**Goal:** Look at the data below and print exactly the lines from its first line through the line with "const RITAGLIA: Action"; the pictures stay out of the copy.

**Given data:**
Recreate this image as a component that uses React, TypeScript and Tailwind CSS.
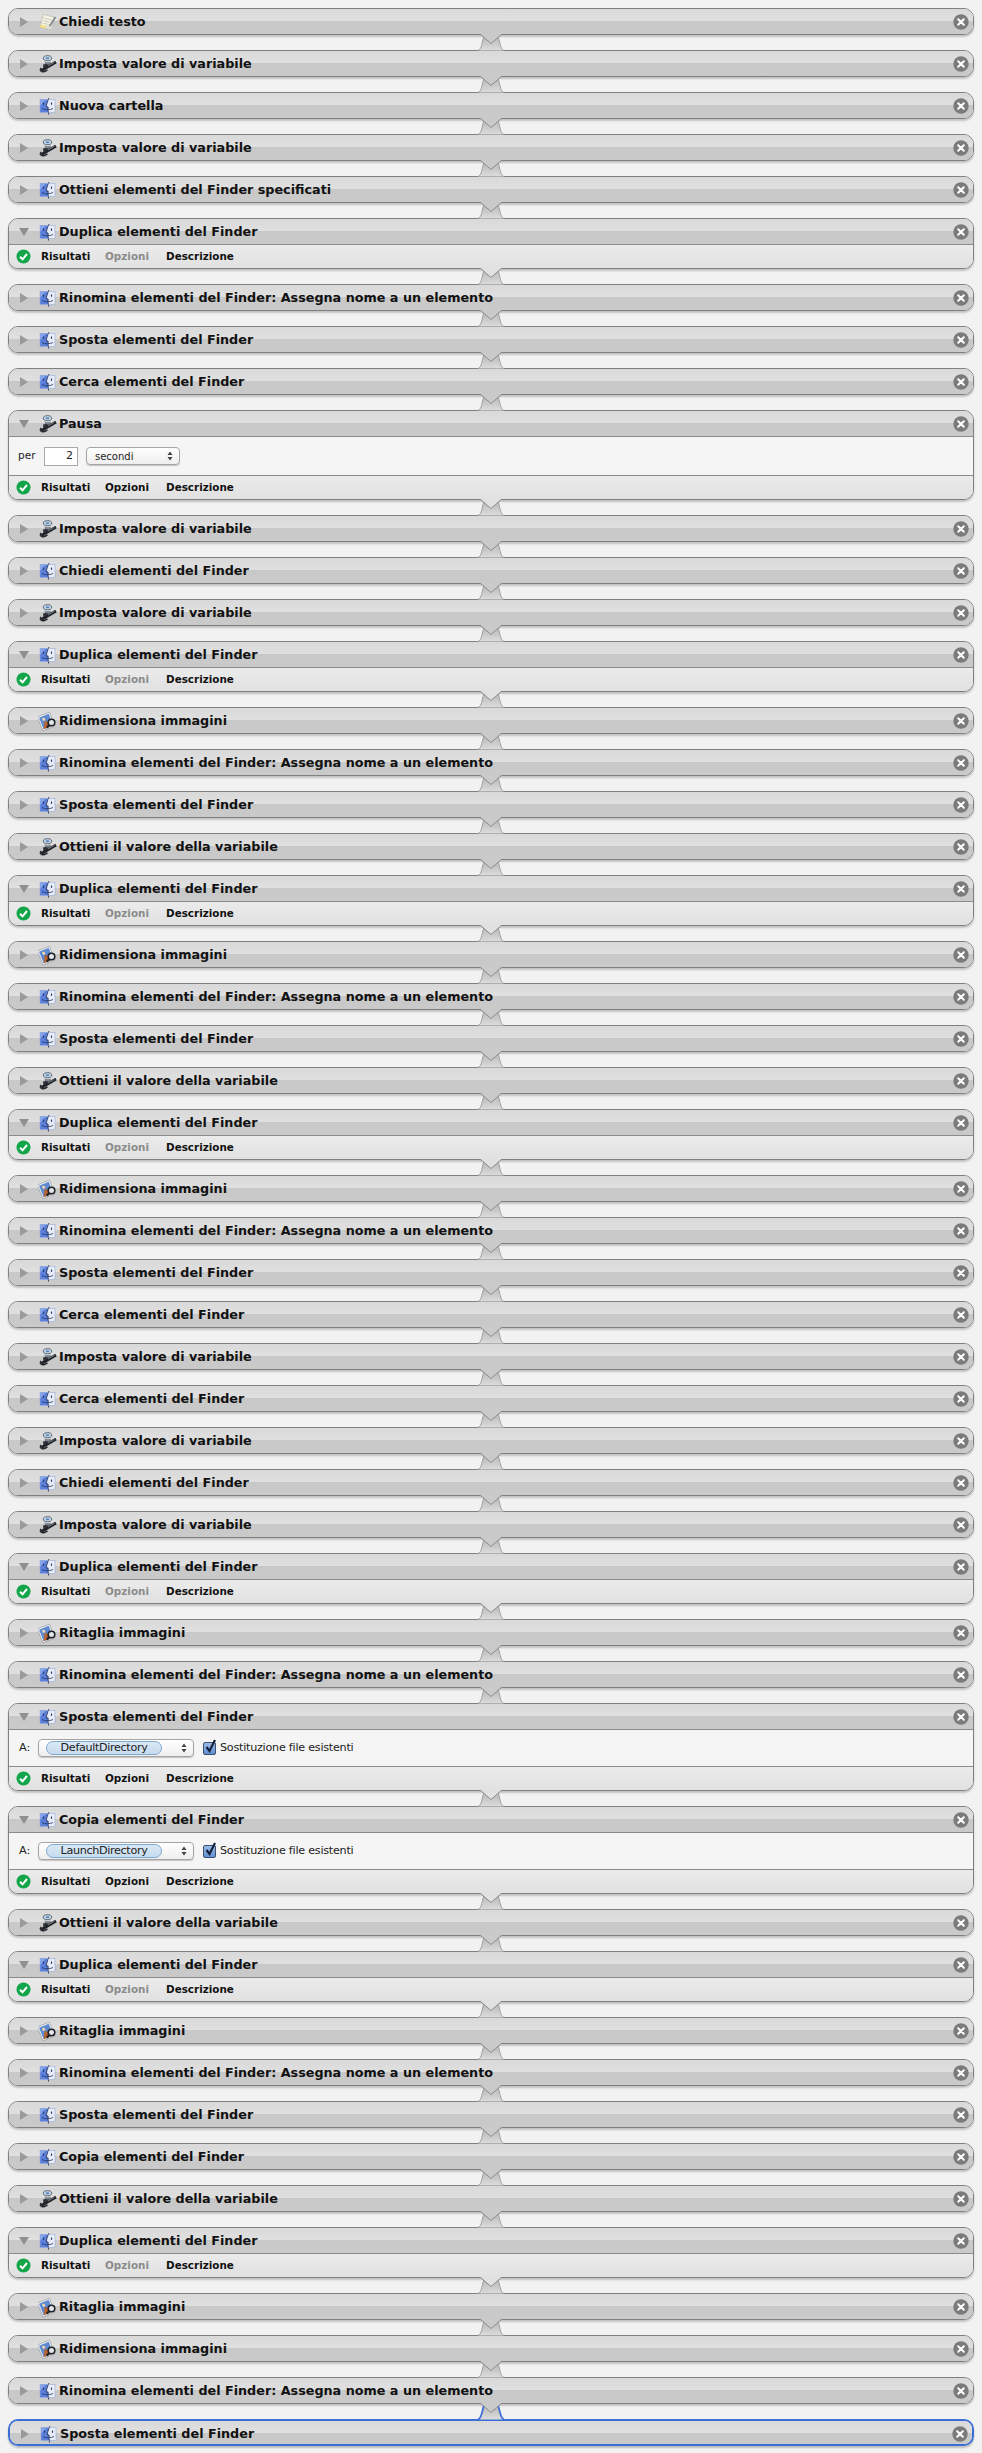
type IconName = "note" | "robot" | "finder" | "image"
type Action = {
  title: string
  icon: IconName
  kind?: "plain" | "results" | "pause" | "target"
  target?: { label: string; value: string }
  selected?: boolean
}

const IMPOSTA: Action = { title: "Imposta valore di variabile", icon: "robot" }
const OTTIENI: Action = { title: "Ottieni il valore della variabile", icon: "robot" }
const DUPLICA: Action = { title: "Duplica elementi del Finder", icon: "finder", kind: "results" }
const RINOMINA: Action = { title: "Rinomina elementi del Finder: Assegna nome a un elemento", icon: "finder" }
const SPOSTA: Action = { title: "Sposta elementi del Finder", icon: "finder" }
const CERCA: Action = { title: "Cerca elementi del Finder", icon: "finder" }
const CHIEDI: Action = { title: "Chiedi elementi del Finder", icon: "finder" }
const COPIA: Action = { title: "Copia elementi del Finder", icon: "finder" }
const RIDIMENSIONA: Action = { title: "Ridimensiona immagini", icon: "image" }
const RITAGLIA: Action = { title: "Ritaglia immagini", icon: "image" }

const actions: Action[] = [
  { title: "Chiedi testo", icon: "note" },
  IMPOSTA,
  { title: "Nuova cartella", icon: "finder" },
  IMPOSTA,
  { title: "Ottieni elementi del Finder specificati", icon: "finder" },
  DUPLICA,
  RINOMINA,
  SPOSTA,
  CERCA,
  { title: "Pausa", icon: "robot", kind: "pause" },
  IMPOSTA,
  CHIEDI,
  IMPOSTA,
  DUPLICA,
  RIDIMENSIONA,
  RINOMINA,
  SPOSTA,
  OTTIENI,
  DUPLICA,
  RIDIMENSIONA,
  RINOMINA,
  SPOSTA,
  OTTIENI,
  DUPLICA,
  RIDIMENSIONA,
  RINOMINA,
  SPOSTA,
  CERCA,
  IMPOSTA,
  CERCA,
  IMPOSTA,
  CHIEDI,
  IMPOSTA,
  DUPLICA,
  RITAGLIA,
  RINOMINA,
  { title: "Sposta elementi del Finder", icon: "finder", kind: "target", target: { label: "A:", value: "DefaultDirectory" } },
  { title: "Copia elementi del Finder", icon: "finder", kind: "target", target: { label: "A:", value: "LaunchDirectory" } },
  OTTIENI,
  DUPLICA,
  RITAGLIA,
  RINOMINA,
  SPOSTA,
  COPIA,
  OTTIENI,
  DUPLICA,
  RITAGLIA,
  RIDIMENSIONA,
  RINOMINA,
  { title: "Sposta elementi del Finder", icon: "finder", selected: true },
]

function ActionIcon({ name }: { name: IconName }) {
  if (name === "finder") {
    return (
      <svg width="17" height="18" viewBox="0 0 17 18">
        <rect x="1" y="2.500" width="15" height="13" fill="#e6ecf8" />
        <path d="M1 2.500h8.300C8 5 7.400 7.500 7 9.800h2c-.2 2 0 3.800.3 5.700H1z" fill="#5a80dc" />
        <path d="M1 2.500h6L1 9z" fill="#86a4ea" />
        <path d="M10 1C8.400 4.500 7.500 7.500 7.100 10h2c-.2 2.400 0 4.800.5 7.500" fill="none" stroke="#26325c" strokeWidth="0.9" />
        <path d="M4.500 5.500v2.300M12.500 5.500v2.300" stroke="#26325c" strokeWidth="1.100" />
        <path d="M3 11.500c2.500 1.700 8 1.700 11 0" fill="none" stroke="#26325c" strokeWidth="0.8" />
        <rect x="1" y="2.500" width="15" height="13" fill="none" stroke="#8ea3d3" strokeWidth="0.5" />
      </svg>
    )
  }
  if (name === "robot") {
    return (
      <svg width="18" height="19" viewBox="0 0 18 19">
        <ellipse cx="8.500" cy="3.200" rx="4.200" ry="2.500" fill="#c4d8ea" stroke="#4e5964" strokeWidth="0.9" />
        <ellipse cx="8.500" cy="3.200" rx="2" ry="1" fill="#5f87b8" />
        <path d="M5.500 6.500c2 1 4.500 1 6 0l.5 2.500-5.500 3z" fill="#7d858e" />
        <path d="M2.500 15.500 17 7" stroke="#1f2226" strokeWidth="3" />
        <path d="M9 11 15.500 7.200" stroke="#8f979f" strokeWidth="0.8" />
        <path d="M4 9.500c2-.8 4-.8 5.500.5L4.500 13.500z" fill="#2d3137" />
        <path d="M2.200 13c-2 2.500.3 4.500 3.300 3.500l3-1.500" fill="none" stroke="#26292d" strokeWidth="1.500" />
      </svg>
    )
  }
  if (name === "image") {
    return (
      <svg width="19" height="19" viewBox="0 0 19 19">
        <g transform="rotate(-22 8 9)">
          <rect x="1.500" y="2" width="13" height="15" fill="#f5f5f5" stroke="#8f959d" strokeWidth="0.6" />
          <rect x="2.800" y="3.300" width="10.400" height="12.400" fill="#5d8ad0" />
          <path d="M2.800 15.700 7 8l2.500 3 1.500-1 2.200 5.700z" fill="#b9642f" />
          <circle cx="6.500" cy="6.500" r="1.500" fill="#f2d9b0" />
        </g>
        <circle cx="13.500" cy="10.500" r="3.300" fill="#e3e6ea" stroke="#202327" strokeWidth="1.600" />
        <path d="M11 13.300 8.800 15.800" stroke="#202327" strokeWidth="2.200" />
      </svg>
    )
  }
  return (
    <svg width="18" height="18" viewBox="0 0 18 18">
      <g transform="rotate(14 8 9)">
        <rect x="2.500" y="2.500" width="11.500" height="13" fill="#f3f1e4" stroke="#b6b5a8" strokeWidth="0.6" />
        <path d="M4 6h8.500M4 8.500h8.500M4 11h8.500M4 13.500h8.500" stroke="#c8c8bc" strokeWidth="0.8" />
        <rect x="2.500" y="13" width="5.500" height="2.500" fill="#f4e47c" />
      </g>
      <path d="M16.500 4 10.500 13.500" stroke="#7f8386" strokeWidth="1.500" />
    </svg>
  )
}

function CloseButton() {
  return (
    <svg width="16" height="16" viewBox="0 0 16 16" className="shrink-0">
      <circle cx="8" cy="8" r="7.700" fill="#7b7b7b" />
      <path d="M5.200 5.200 10.800 10.800M10.800 5.200 5.200 10.800" stroke="#fff" strokeWidth="2" strokeLinecap="round" />
    </svg>
  )
}

function StepArrows() {
  return (
    <svg width="6" height="10" viewBox="0 0 6 10">
      <path d="M3 .5 5.500 4h-5zM3 9.500 .5 6h5z" fill="#444" />
    </svg>
  )
}

// the little tab that joins an action to the one above it
function Connector({ tongue, selected }: { tongue: string; selected?: boolean }) {
  return (
    <svg width="28" height="17" viewBox="0 0 28 17" className="absolute left-[469px] top-[-16px]">
      <defs>
        <linearGradient id="tab" x1="0" y1="0" x2="0" y2="1">
          <stop offset="0" stopColor="#b4b4b4" />
          <stop offset="1" stopColor="#dcdcdc" />
        </linearGradient>
      </defs>
      <path d="M1 16.500C5 16 5 6 7.500 1h13c2.500 5 2.500 15 6.500 15.500z" fill="url(#tab)" />
      <path
        d="M1 16.500C5 16 5 6 7.500 1M20.500 1c2.500 5 2.500 15 6.500 15.500"
        fill="none"
        stroke={selected ? "#3b6fd6" : "#a0a0a0"}
        strokeWidth={selected ? 1.800 : 1}
      />
      <path d="M3.500 0 14 9.500 24.500 0z" fill={tongue} />
      <path d="M3.500 .5 14 9.500 24.500 .5" fill="none" stroke="#8c8c8c" strokeWidth="1" />
    </svg>
  )
}

function Header({ action, open }: { action: Action; open: boolean }) {
  return (
    <div className="flex h-[26px] shrink-0 items-center bg-[linear-gradient(#d9d9d9_0%,#e0e0e0_48%,#c8c8c8_48%,#cacaca_100%)] pr-[4px]">
      <div className="flex w-[27px] shrink-0 justify-center pl-[3px]">
        {open ? (
          <div className="h-0 w-0 border-x-[5px] border-t-[8px] border-x-transparent border-t-[#8f8f8f]" />
        ) : (
          <div className="h-0 w-0 border-y-[5px] border-l-[8px] border-y-transparent border-l-[#9a9a9a]" />
        )}
      </div>
      <div className="flex w-[23px] shrink-0 justify-center">
        <ActionIcon name={action.icon} />
      </div>
      <span className="flex-1 text-[12.75px] leading-none font-bold text-[#111]">{action.title}</span>
      <CloseButton />
    </div>
  )
}

function Footer({ muted }: { muted: boolean }) {
  return (
    <div className="flex h-[23px] shrink-0 items-center bg-[linear-gradient(#ebebeb,#e1e1e1)] pl-[7px] text-[10.4px] font-bold text-[#111]">
      <svg width="15" height="15" viewBox="0 0 15 15" className="shrink-0">
        <circle cx="7.500" cy="7.500" r="7" fill="#12a54a" />
        <path d="M4 7.700 6.500 10.300 11 5" fill="none" stroke="#fff" strokeWidth="2" />
      </svg>
      <span className="ml-[10px] w-[64px]">Risultati</span>
      <span className={muted ? "w-[61px] text-[#8b8b8b]" : "w-[61px]"}>Opzioni</span>
      <span>Descrizione</span>
    </div>
  )
}

function PauseBody() {
  return (
    <div className="relative -mt-px flex h-[40px] shrink-0 items-center border-y border-[#8a8a8a] bg-[#f5f5f5] pl-[9px] text-[10.5px] text-[#222]">
      <span className="w-[26px]">per</span>
      <div className="flex h-[19px] w-[34px] items-center justify-end border border-[#a9a9a9] bg-white pr-[4px] text-[11px]">2</div>
      <div className="ml-[8px] flex h-[18px] w-[94px] items-center justify-between rounded-[4px] border border-[#a5a5a5] bg-[linear-gradient(#ffffff,#eeeeee)] pr-[6px] pl-[8px] text-[10px] shadow-[0_1px_1px_rgba(0,0,0,0.2)]">
        <span>secondi</span>
        <StepArrows />
      </div>
    </div>
  )
}

function TargetBody({ label, value }: { label: string; value: string }) {
  return (
    <div className="relative -mt-px flex h-[38px] shrink-0 items-center border-y border-[#8a8a8a] bg-[#f5f5f5] pl-[10px] text-[11.2px] text-[#222]">
      <span className="w-[19px]">{label}</span>
      <div className="flex h-[18px] w-[156px] items-center justify-between rounded-[4px] border border-[#a5a5a5] bg-[linear-gradient(#ffffff,#eeeeee)] pr-[6px] pl-[7px] shadow-[0_1px_1px_rgba(0,0,0,0.2)]">
        <span className="flex h-[14px] w-[116px] items-center justify-center rounded-full border border-[#7ea9cf] bg-[linear-gradient(#d9e8f5,#c7dcef)] tracking-[-0.35px]">
          {value}
        </span>
        <StepArrows />
      </div>
      <div className="relative ml-[9px] h-[13px] w-[13px] rounded-[2px] border border-[#3c4f70] bg-[linear-gradient(#9dbce6,#5f8fd2)]">
        <svg width="15" height="16" viewBox="0 0 15 16" className="absolute top-[-5px] left-[0px]">
          <path d="M2.500 9 5.500 13 11 2" fill="none" stroke="#14213d" strokeWidth="2.200" />
        </svg>
      </div>
      <span className="ml-[4px] tracking-[-0.25px]">Sostituzione file esistenti</span>
    </div>
  )
}

function ActionCard({ action, previous }: { action: Action; previous?: Action }) {
  const kind = action.kind ?? "plain"
  const open = kind !== "plain"
  const heightClass = kind === "plain" ? "h-[27px]" : kind === "results" ? "h-[51px]" : kind === "pause" ? "h-[90px]" : "h-[88px]"
  const tongue = previous && previous.kind ? "#e1e1e1" : "#cacaca"
  return (
    <div className={`relative ${heightClass}`}>
      {previous && <Connector tongue={tongue} selected={action.selected} />}
      <div
        className={
          action.selected
            ? "flex h-full flex-col overflow-hidden rounded-[10px] border-2 border-[#3b6fd6] shadow-[0_2px_2px_rgba(0,0,0,0.22)]"
            : "flex h-full flex-col overflow-hidden rounded-[10px] border border-[#808080] shadow-[0_2px_2px_rgba(0,0,0,0.2)]"
        }
      >
        <Header action={action} open={open} />
        {kind === "pause" && <PauseBody />}
        {kind === "target" && action.target && <TargetBody label={action.target.label} value={action.target.value} />}
        {open && kind !== "results" && <Footer muted={false} />}
        {kind === "results" && (
          <div className="relative -mt-px border-t border-[#8a8a8a]">
            <Footer muted />
          </div>
        )}
      </div>
    </div>
  )
}

export default function App() {
  return (
    <div className="flex flex-col gap-[15px] bg-[#f2f2f2] px-[8px] pt-[8px] pb-[7px] font-['DejaVu_Sans',sans-serif]">
      {actions.map((action, i) => (
        <ActionCard key={i} action={action} previous={actions[i - 1]} />
      ))}
    </div>
  )
}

**Expected output:**
Recreate this image as a component that uses React, TypeScript and Tailwind CSS.
type IconName = "note" | "robot" | "finder" | "image"
type Action = {
  title: string
  icon: IconName
  kind?: "plain" | "results" | "pause" | "target"
  target?: { label: string; value: string }
  selected?: boolean
}

const IMPOSTA: Action = { title: "Imposta valore di variabile", icon: "robot" }
const OTTIENI: Action = { title: "Ottieni il valore della variabile", icon: "robot" }
const DUPLICA: Action = { title: "Duplica elementi del Finder", icon: "finder", kind: "results" }
const RINOMINA: Action = { title: "Rinomina elementi del Finder: Assegna nome a un elemento", icon: "finder" }
const SPOSTA: Action = { title: "Sposta elementi del Finder", icon: "finder" }
const CERCA: Action = { title: "Cerca elementi del Finder", icon: "finder" }
const CHIEDI: Action = { title: "Chiedi elementi del Finder", icon: "finder" }
const COPIA: Action = { title: "Copia elementi del Finder", icon: "finder" }
const RIDIMENSIONA: Action = { title: "Ridimensiona immagini", icon: "image" }
const RITAGLIA: Action = { title: "Ritaglia immagini", icon: "image" }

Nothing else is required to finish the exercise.